» The exercise:
Filter the data below for the string "this" and copy each matching line.

» Data section:
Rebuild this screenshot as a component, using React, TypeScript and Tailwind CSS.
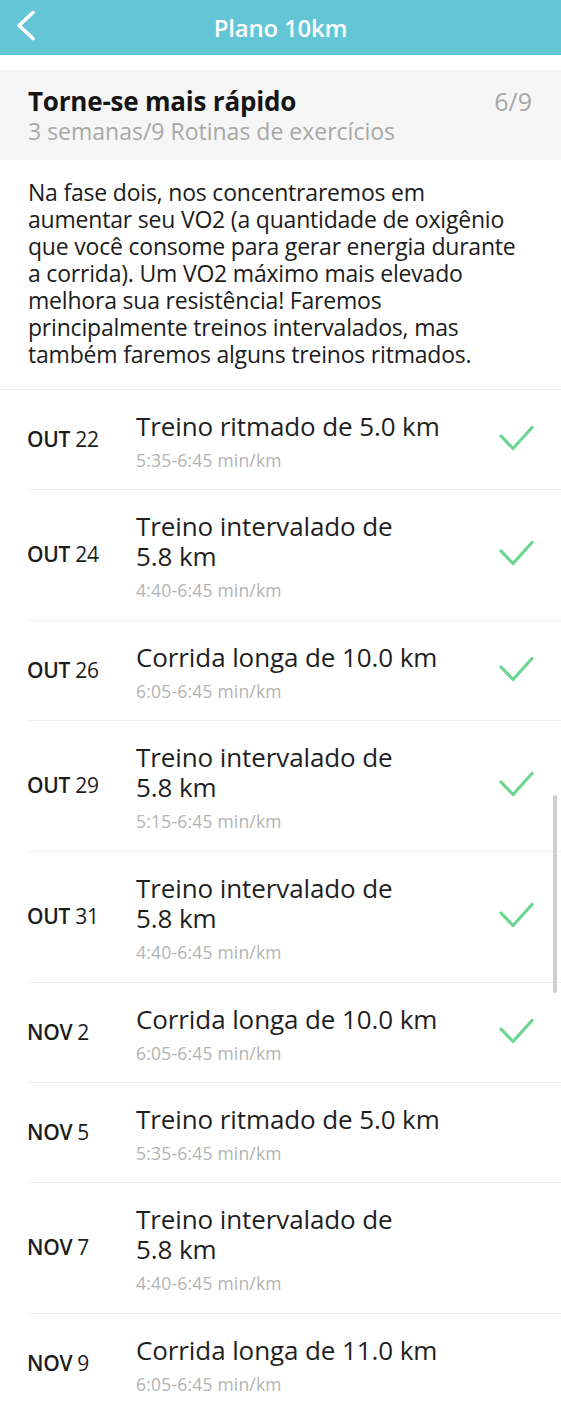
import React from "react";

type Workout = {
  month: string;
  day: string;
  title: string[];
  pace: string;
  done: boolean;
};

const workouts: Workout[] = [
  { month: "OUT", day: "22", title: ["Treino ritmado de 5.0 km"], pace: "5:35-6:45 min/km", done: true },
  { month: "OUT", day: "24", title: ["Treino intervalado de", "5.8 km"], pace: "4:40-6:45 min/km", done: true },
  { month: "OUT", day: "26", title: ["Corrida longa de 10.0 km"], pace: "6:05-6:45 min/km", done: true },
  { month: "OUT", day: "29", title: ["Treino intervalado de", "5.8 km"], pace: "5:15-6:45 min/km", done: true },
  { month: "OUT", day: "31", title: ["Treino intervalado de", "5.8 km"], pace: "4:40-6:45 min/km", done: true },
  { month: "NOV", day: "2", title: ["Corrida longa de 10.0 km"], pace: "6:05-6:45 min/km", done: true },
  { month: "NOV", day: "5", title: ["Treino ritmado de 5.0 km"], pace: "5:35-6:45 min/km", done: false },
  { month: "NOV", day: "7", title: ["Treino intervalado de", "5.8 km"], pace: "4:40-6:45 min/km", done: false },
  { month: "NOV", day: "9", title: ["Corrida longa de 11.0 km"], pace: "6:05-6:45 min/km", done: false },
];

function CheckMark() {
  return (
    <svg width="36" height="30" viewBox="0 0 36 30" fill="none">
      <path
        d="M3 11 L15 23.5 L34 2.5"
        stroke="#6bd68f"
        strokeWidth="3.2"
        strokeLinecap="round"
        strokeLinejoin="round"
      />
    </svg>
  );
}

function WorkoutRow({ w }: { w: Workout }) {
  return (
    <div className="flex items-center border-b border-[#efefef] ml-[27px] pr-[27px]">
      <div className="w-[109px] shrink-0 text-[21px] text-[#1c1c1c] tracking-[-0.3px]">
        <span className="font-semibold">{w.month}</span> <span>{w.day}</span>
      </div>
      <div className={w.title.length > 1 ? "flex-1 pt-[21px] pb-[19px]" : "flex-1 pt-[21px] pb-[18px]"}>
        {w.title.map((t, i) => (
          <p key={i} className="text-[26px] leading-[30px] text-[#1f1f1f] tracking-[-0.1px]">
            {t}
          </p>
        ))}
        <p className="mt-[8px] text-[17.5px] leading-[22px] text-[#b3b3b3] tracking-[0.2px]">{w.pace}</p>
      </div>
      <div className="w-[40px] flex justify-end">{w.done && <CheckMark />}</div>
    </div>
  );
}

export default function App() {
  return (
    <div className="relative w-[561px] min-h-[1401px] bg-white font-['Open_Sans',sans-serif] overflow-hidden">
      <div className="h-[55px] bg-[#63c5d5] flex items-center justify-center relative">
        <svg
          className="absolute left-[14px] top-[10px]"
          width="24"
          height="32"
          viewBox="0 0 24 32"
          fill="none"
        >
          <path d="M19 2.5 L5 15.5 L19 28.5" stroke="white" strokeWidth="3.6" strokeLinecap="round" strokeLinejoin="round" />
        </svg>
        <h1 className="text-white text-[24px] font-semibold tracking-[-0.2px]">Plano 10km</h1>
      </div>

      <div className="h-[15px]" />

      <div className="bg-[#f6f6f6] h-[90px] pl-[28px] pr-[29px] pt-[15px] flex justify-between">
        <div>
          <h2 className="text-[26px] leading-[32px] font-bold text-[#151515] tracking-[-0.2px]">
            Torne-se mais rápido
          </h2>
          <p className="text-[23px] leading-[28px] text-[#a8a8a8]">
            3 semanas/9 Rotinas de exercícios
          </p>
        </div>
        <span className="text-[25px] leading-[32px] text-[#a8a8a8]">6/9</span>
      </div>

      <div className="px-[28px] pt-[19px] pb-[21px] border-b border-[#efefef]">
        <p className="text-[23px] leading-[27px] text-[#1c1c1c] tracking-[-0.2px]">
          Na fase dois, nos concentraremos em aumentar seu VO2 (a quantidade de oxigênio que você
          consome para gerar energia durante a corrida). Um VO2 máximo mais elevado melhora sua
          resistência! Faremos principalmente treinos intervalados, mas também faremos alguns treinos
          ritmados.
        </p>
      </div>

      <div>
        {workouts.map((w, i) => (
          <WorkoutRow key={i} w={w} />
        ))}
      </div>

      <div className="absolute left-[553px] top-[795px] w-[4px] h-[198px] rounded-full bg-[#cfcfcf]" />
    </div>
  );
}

---

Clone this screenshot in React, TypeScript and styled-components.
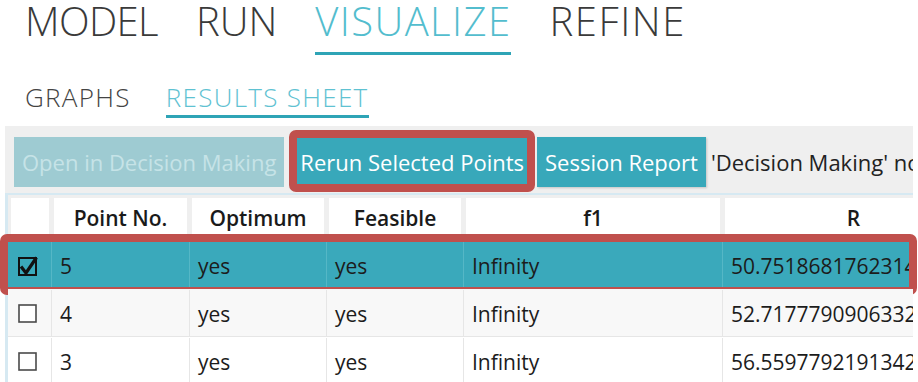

» Solved problem:
Rebuild this screenshot as a component, using React, TypeScript and Tailwind CSS.
Clone this screenshot in React, TypeScript and styled-components.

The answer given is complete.